Food Insecurity Grows As House Weighs Food Stamp Cuts: Gallup

Food Insecurity Grows As House Weighs Food Stamp Cuts

A growing percentage of Americans are struggling to put food on the table, but that's not stopping the House of Representatives from considering drastic cuts to the nation's food stamp program.

According to a new Gallup survey, 20 percent of Americans said in August that they have “lacked enough money to buy the food that they or their families needed during the past year.”

That figure is the highest percentage since late 2011, and it’s also closing in on the 20.4 percent peak reached in November 2008, at the height of the financial crisis:
food insecurity

The negative trend is reflected as well by Gallup’s “Basic Access Index,” a measure of well-being that includes factors like housing and health care alongside food insecurity.
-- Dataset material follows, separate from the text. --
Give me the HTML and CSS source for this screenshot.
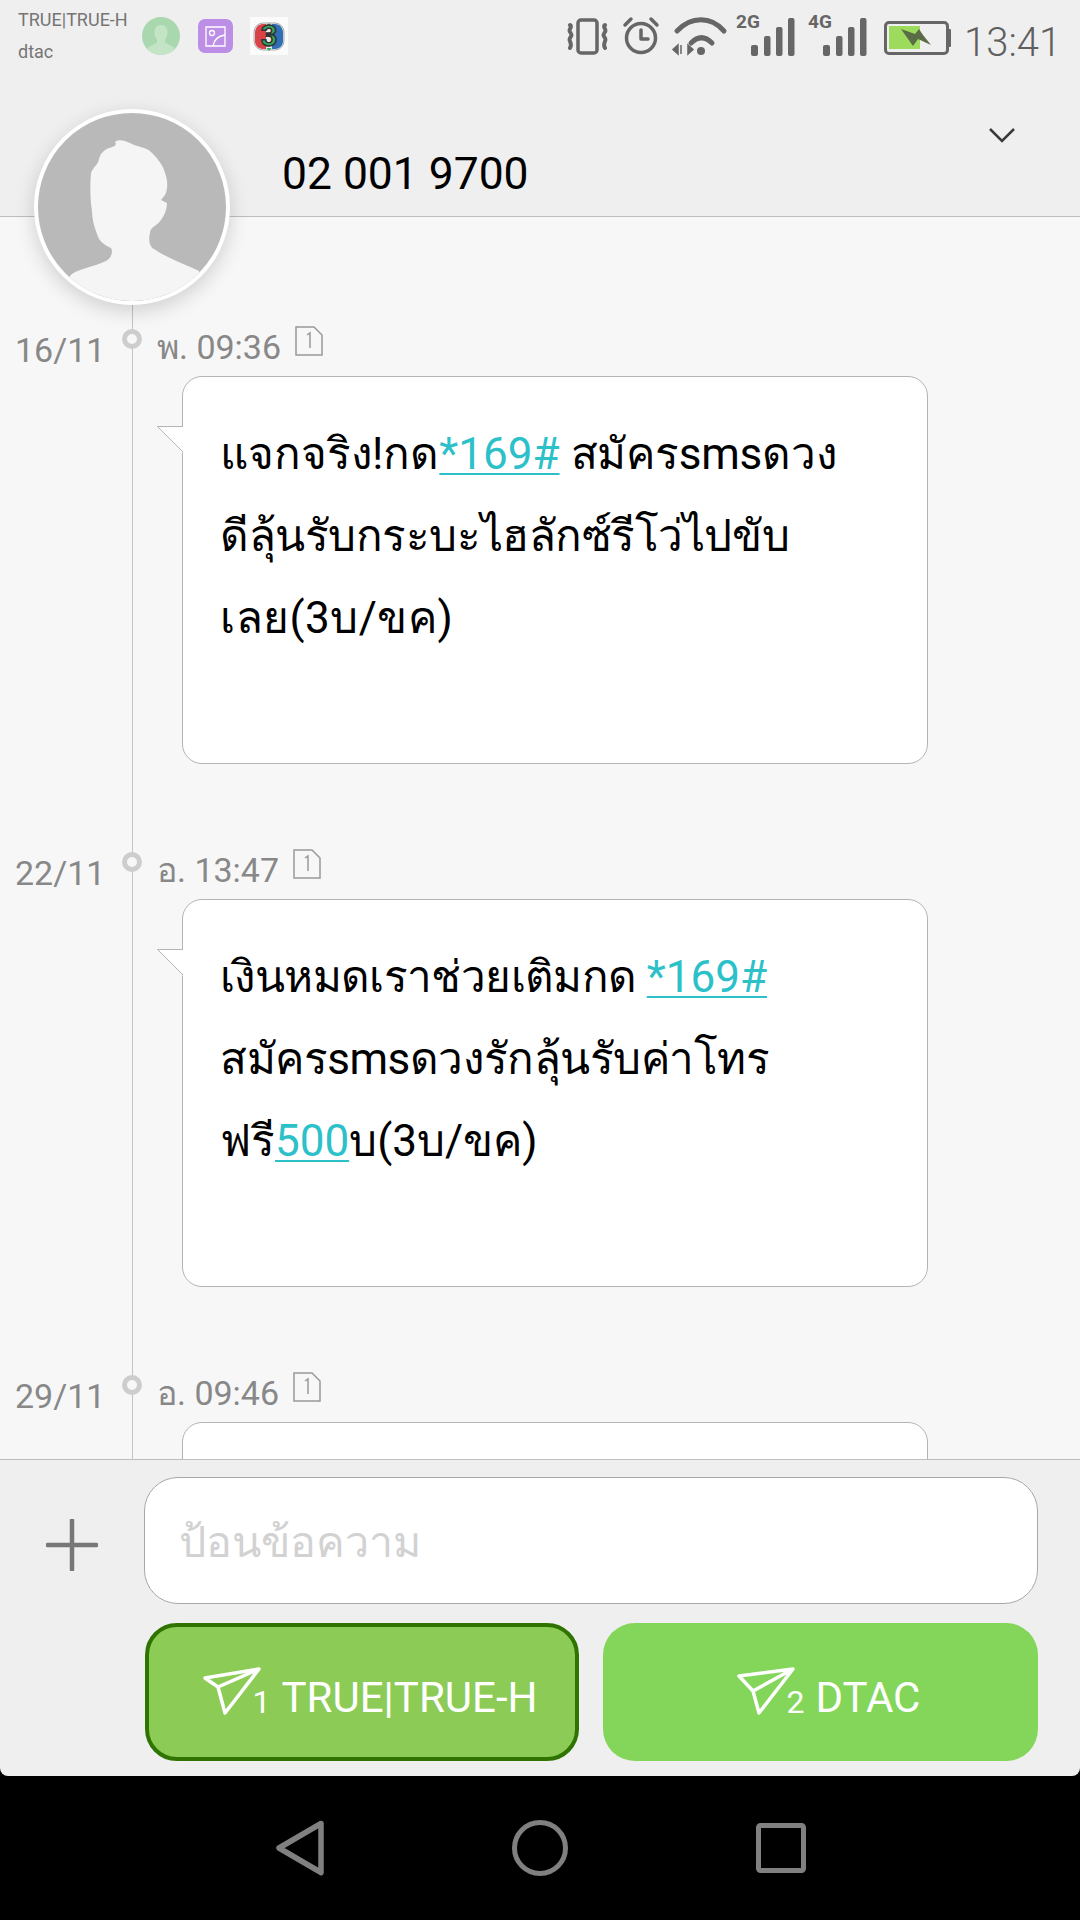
FILE: index.html
```html
<!DOCTYPE html>
<html lang="th">
<head>
<meta charset="utf-8">
<title>02 001 9700</title>
<link rel="stylesheet" href="styles.css">
</head>
<body>
<div class="phone">
  <div class="screen">
    <div class="status">
      <div class="carriers"><div>TRUE|TRUE-H</div><div>dtac</div></div>
      <svg class="apps" width="150" height="72" viewBox="142 0 150 72">
        <defs><clipPath id="gc"><circle cx="161" cy="36" r="19"/></clipPath></defs>
        <circle cx="161" cy="36" r="19" fill="#a9d8ae"/>
        <path clip-path="url(#gc)" d="M161 25c4 0 6.500 3 6.500 7 0 3-1 5.500-2.500 7.500v3l9 5v10h-26v-10l9-5v-3c-1.500-2-2.500-4.500-2.500-7.500 0-4 2.500-7 6.500-7z" fill="#c3e5c6"/>
        <rect x="198" y="19" width="35" height="34" rx="7" fill="#bd8ee6"/>
        <path d="M206 27h19v19h-19zM209.500 33a2.500 2.500 0 1 0 5 0a2.500 2.500 0 1 0-5 0M213 46c1-6 5-10 12-11" fill="none" stroke="#fff" stroke-width="1.300"/>
        <rect x="250" y="17" width="38" height="38" fill="#fbfbfb"/>
        <rect x="254" y="23" width="30" height="27" rx="9" fill="#ececec" stroke="#aaa"/>
        <path d="M263 24c-5 0-8 4-8 9v8c0 4 3 8 8 8h3V24z" fill="#d8434a"/>
        <path d="M275 24c5 0 8 4 8 9v8c0 4-3 8-8 8h-3V24z" fill="#2f6fb5"/>
        <path d="M269 23l2.500 3h-5z M269 51l2.500-3h-5z" fill="#35b06a"/>
        <text x="269" y="46" class="three">3</text>
      </svg>
      <svg class="sysicons" width="384" height="72" viewBox="567 0 384 72">
        <g fill="none" stroke="#666" stroke-width="3.500" stroke-linecap="round" stroke-linejoin="round">
          <rect x="578" y="20" width="19" height="33" rx="3"/>
          <path stroke-width="4" d="M570 25c3 2-2 4 0 7s2 3 0 6s3 5 0 10M605 25c-3 2 2 4 0 7s-2 3 0 6s-3 5 0 10"/>
          <circle cx="641" cy="38" r="14.500"/>
          <path d="M641 30v9h7M625 25l6-6M657 25l-6-6"/>
          <path d="M677 31c14-15 34-15 47 0M691 43c7-7 14-7 21 0" stroke-width="5"/>
        </g>
        <circle cx="701" cy="51" r="4" fill="#666"/>
        <path d="M678 45v9l-5-4.500zM681 45v9zM688 45l5 4.500l-5 4.500z" fill="#666" stroke="#666" stroke-width="1.500"/>
        <text x="736" y="28" class="net">2G</text>
        <text x="808" y="28" class="net">4G</text>
        <g fill="#666">
          <rect x="751" y="45" width="7" height="11" rx="2"/><rect x="764" y="36" width="6.500" height="20" rx="2"/><rect x="776" y="27" width="6.500" height="29" rx="2"/><rect x="788" y="18" width="6.500" height="38" rx="2"/>
          <rect x="823" y="45" width="7" height="11" rx="2"/><rect x="836" y="36" width="6.500" height="20" rx="2"/><rect x="848" y="27" width="6.500" height="29" rx="2"/><rect x="860" y="18" width="6.500" height="38" rx="2"/>
          <rect x="948" y="29" width="3" height="18" rx="1"/>
        </g>
        <rect x="885.500" y="22.500" width="62" height="31" rx="3.500" fill="none" stroke="#666" stroke-width="3"/>
        <rect x="889" y="26" width="31" height="23" fill="#9cdb5b"/>
        <path d="M901 29l14 5l4-5l4 6l8 10l-13-6l-5 7z" fill="#5b6b45"/>
      </svg>
      <div class="clock">13:41</div>
    </div>
    <header class="head">
      <div class="number">02 001 9700</div>
      <svg class="chevron" width="28" height="16" viewBox="0 0 28 16"><path d="M2 2l12 12L26 2" fill="none" stroke="#3a3a3a" stroke-width="2.500"/></svg>
    </header>
    <div class="avatar">
      <svg width="188" height="188" viewBox="4 4 188 188">
        <path fill="#f5f5f5" d="M81 33C84 30 90 31 96 34C103 38 112 38 117 43C124 50 129 56 131 64C134 72 134 80 131 86L127 91L133 94C133 102 129 108 127 111C123 117 116 118 116 124C114 132 116 138 120 140C133 149 150 155 165 162L170 200H30L36 167C42 160 60 158 72 152C78 149 79 142 77 139C70 136 65 132 63 125C60 117 58 110 58 102C56 90 56 75 57 64C59 58 64 56 65 50C66 45 70 41 75 39C78 38 84 37 81 33Z"/>
      </svg>
    </div>
    <main class="thread">
      <article class="msg">
        <div class="meta"><span class="date">16/11</span><span class="dot"></span><span class="time">พ. 09:36</span><svg class="sim" width="28" height="30" viewBox="0 0 28 30"><path d="M1 1h18l8 8v20H1z M12 9l3-2v15" fill="none" stroke="#999" stroke-width="1.500"/></svg></div>
        <div class="bubble">
          <svg class="tail" width="26" height="27" viewBox="0 0 26 27"><polygon points="0.500,0.500 26,0.500 26,27" fill="#fff"/><polyline points="26,0.500 0.500,0.500 26,26" fill="none" stroke="#b4b4b4"/></svg>
          แจกจริง!กด<a class="link">*169#</a> <span class="slim">สมัครsmsดวง</span><br><span class="tight">ดีลุ้นรับกระบะไฮลักซ์รีโว่ไปขับ</span><br><span class="wide">เลย(3บ/ขค)</span>
        </div>
      </article>
      <article class="msg">
        <div class="meta"><span class="date">22/11</span><span class="dot"></span><span class="time">อ. 13:47</span><svg class="sim" width="28" height="30" viewBox="0 0 28 30"><path d="M1 1h18l8 8v20H1z M12 9l3-2v15" fill="none" stroke="#999" stroke-width="1.500"/></svg></div>
        <div class="bubble">
          <svg class="tail" width="26" height="27" viewBox="0 0 26 27"><polygon points="0.500,0.500 26,0.500 26,27" fill="#fff"/><polyline points="26,0.500 0.500,0.500 26,26" fill="none" stroke="#b4b4b4"/></svg>
          <span class="tighter">เงินหมดเราช่วยเติมกด </span><a class="link">*169#</a><br><span class="tight">สมัครsmsดวงรักลุ้นรับค่าโทร</span><br>ฟรี<a class="link">500</a>บ(3บ/ขค)
        </div>
      </article>
      <article class="msg">
        <div class="meta"><span class="date">29/11</span><span class="dot"></span><span class="time">อ. 09:46</span><svg class="sim" width="28" height="30" viewBox="0 0 28 30"><path d="M1 1h18l8 8v20H1z M12 9l3-2v15" fill="none" stroke="#999" stroke-width="1.500"/></svg></div>
        <div class="bubble"></div>
      </article>
    </main>
    <footer class="composer">
      <div class="input-row">
        <svg class="plus" width="52" height="52" viewBox="0 0 52 52"><path d="M1.500 26h49M26 1.500v49" stroke="#777" stroke-width="4.500" stroke-linecap="round"/></svg>
        <div class="input">ป้อนข้อความ</div>
      </div>
      <div class="send-row">
        <button class="send send-active">
          <svg class="plane" width="58" height="48" viewBox="0 0 58 48"><path d="M2 11L56 2L22 46L15 20zM15 20L56 2" fill="none" stroke="#fff" stroke-width="3.500" stroke-linejoin="round"/></svg><span class="sim-no">1</span><span class="send-label">TRUE|TRUE-H</span>
        </button>
        <button class="send">
          <svg class="plane" width="58" height="48" viewBox="0 0 58 48"><path d="M2 9L56 2L22 46L16 24zM16 24L56 2" fill="none" stroke="#fff" stroke-width="3.500" stroke-linejoin="round"/></svg><span class="sim-no">2</span><span class="send-label">DTAC</span>
        </button>
      </div>
    </footer>
  </div>
  <nav class="nav">
    <svg width="48" height="56" viewBox="0 0 48 56"><path d="M45 3.500L3 28L45 52.500z" fill="none" stroke="#808080" stroke-width="5.500" stroke-linejoin="round"/></svg>
    <svg width="56" height="56" viewBox="0 0 56 56"><circle cx="28" cy="28" r="25.500" fill="none" stroke="#808080" stroke-width="5"/></svg>
    <svg width="50" height="50" viewBox="0 0 50 50"><rect x="2.500" y="2.500" width="45" height="45" rx="2" fill="none" stroke="#808080" stroke-width="5"/></svg>
  </nav>
</div>
</body>
</html>
```
FILE: styles.css
```css
* { box-sizing: border-box; }
html, body { margin: 0; padding: 0; }
body { font-family: Roboto, "Noto Sans", "Liberation Sans", sans-serif; background: #000; }
.phone { width: 1080px; height: 1920px; display: flex; flex-direction: column; background: #000; }
.screen { position: relative; height: 1776px; display: flex; flex-direction: column; background: #efefef; border-radius: 0 0 8px 8px; overflow: hidden; }

.status { height: 72px; display: flex; align-items: flex-start; padding-left: 18px; color: #666; flex: none; }
.carriers { width: 124px; font-size: 18px; line-height: 32px; padding-top: 4px; color: #757575; white-space: nowrap; }
.apps { flex: none; }
.three { font-family: Roboto, sans-serif; font-weight: 700; font-size: 29px; text-anchor: middle; fill: #35a860; stroke: #333; stroke-width: 1.600; }
.sysicons { flex: none; margin-left: 275px; }
.net { font-family: Roboto, sans-serif; font-weight: 700; font-size: 19px; fill: #666; }
.clock { margin-left: 13px; font-size: 40px; line-height: 44px; padding-top: 21px; color: #5f5f5f; font-weight: 300; }

.head { height: 145px; flex: none; display: flex; justify-content: space-between; padding-left: 282px; padding-right: 64px; border-bottom: 1px solid #bdbdbd; }
.number { font-size: 44.400px; line-height: 52px; padding-top: 76px; color: #000; white-space: nowrap; }
.chevron { margin-top: 55px; }

.avatar { position: absolute; left: 34px; top: 109px; width: 196px; height: 196px; border-radius: 50%; border: 4px solid #fff; background: #b9b9b9; overflow: hidden; box-shadow: 0 6px 20px rgba(0,0,0,.16); z-index: 3; }
.avatar svg { display: block; }

.thread { position: relative; flex: 1; min-height: 0; overflow: hidden; background: #f7f7f7; padding-top: 109px; border-bottom: 1px solid #bdbdbd; }
.thread::before { content: ""; position: absolute; left: 132px; top: 0; bottom: 0; width: 1px; background: #c4c4c4; }
.msg { position: relative; margin-bottom: 85px; }
.meta { height: 50px; display: flex; align-items: flex-start; padding-left: 15px; color: #888; }
.date { width: 107px; font-size: 34px; line-height: 38px; padding-top: 5px; height: 44px; }
.dot { width: 20px; height: 20px; margin-top: 3px; border-radius: 50%; border: 5px solid #cdcdcd; background: #f7f7f7; position: relative; }
.time { margin-left: 15px; font-size: 34px; line-height: 38px; padding-top: 2px; white-space: nowrap; }
.sim { margin-left: 14px; flex: none; }
.bubble { position: relative; margin-left: 182px; width: 746px; height: 388px; background: #fff; border: 1px solid #b4b4b4; border-radius: 20px; padding: 36px 0 0 37px; font-size: 44px; line-height: 82px; color: #000; white-space: nowrap; }
.tail { position: absolute; left: -26px; top: 49px; display: block; }
.link { color: #2cc0c9; text-decoration: underline; text-underline-offset: 4px; text-decoration-thickness: 2px; }
.slim { letter-spacing: -0.2px; }
.tight { letter-spacing: -0.45px; }
.tighter { letter-spacing: -0.62px; }
.wide { letter-spacing: 0.5px; }

.composer { height: 316px; flex: none; padding: 17px 42px 0 0; }
.input-row { display: flex; align-items: center; height: 127px; }
.plus { width: 52px; margin: 9px 46px 0; flex: none; }
.input { flex: 1; height: 127px; background: #fff; border: 1px solid #a8a8a8; border-radius: 34px; padding-left: 34px; font-size: 43px; line-height: 128px; color: #d2d2d2; }
.send-row { display: flex; gap: 24px; padding-left: 145px; margin-top: 19px; }
.send { flex: none; width: 435px; height: 138px; border: 0; border-radius: 32px; background: #83d65a; color: #fff; font-family: inherit; font-size: 42px; display: flex; align-items: center; justify-content: center; padding: 0 0 0 14px; }
.send-active { width: 434px; background: #8ccc56; border: 4px solid #2f7400; }
.plane { flex: none; margin-top: -2px; margin-left: 2px; margin-right: -8px; }
.sim-no { font-size: 32px; margin-top: 20px; margin-right: 11px; }
.send-label { margin-top: 11px; }

.nav { flex: 1; display: flex; align-items: center; padding-left: 276px; gap: 188px; }
```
That index is currently flirting with an all-time low:

basic index

The U.S. Department of Agriculture separately reported in September that their calculation of food insecurity was unchanged between 2011 and 2012 at 15 percent.

Meanwhile, the House of Representatives next week plans to vote on cutting the country’s food stamp program -- technically known as the Supplemental Nutrition Assistance Program (SNAP) -- by around 5 percent, or around $40 billion over 10 years.

Such a cut would take away food assistance from up to 6 million low-income Americans, according to an August calculation by the left-leaning Center on Budget and Policy Priorities.

But as The Huffington Post's Arthur Delaney noted this week, hard times are coming for SNAP-using families regardless of whether the House bill passes:

Any bill passed by the House will have to be reconciled with the Senate's farm bill, which cut SNAP by a relatively modest $4 billion over 10 years. Regardless of the legislative outcome, the average family of four enrolled in SNAP will see its monthly benefit decline by $36 in November, thanks to the expiration of a boost to benefits from the 2009 stimulus bill, as there is little support for legislation to avert the upcoming drop.

Enrollment in food stamps rose 70 percent between 2007 and 2011, according to the Wall Street Journal. Today, roughly one-sixth of the nation uses the program in some form.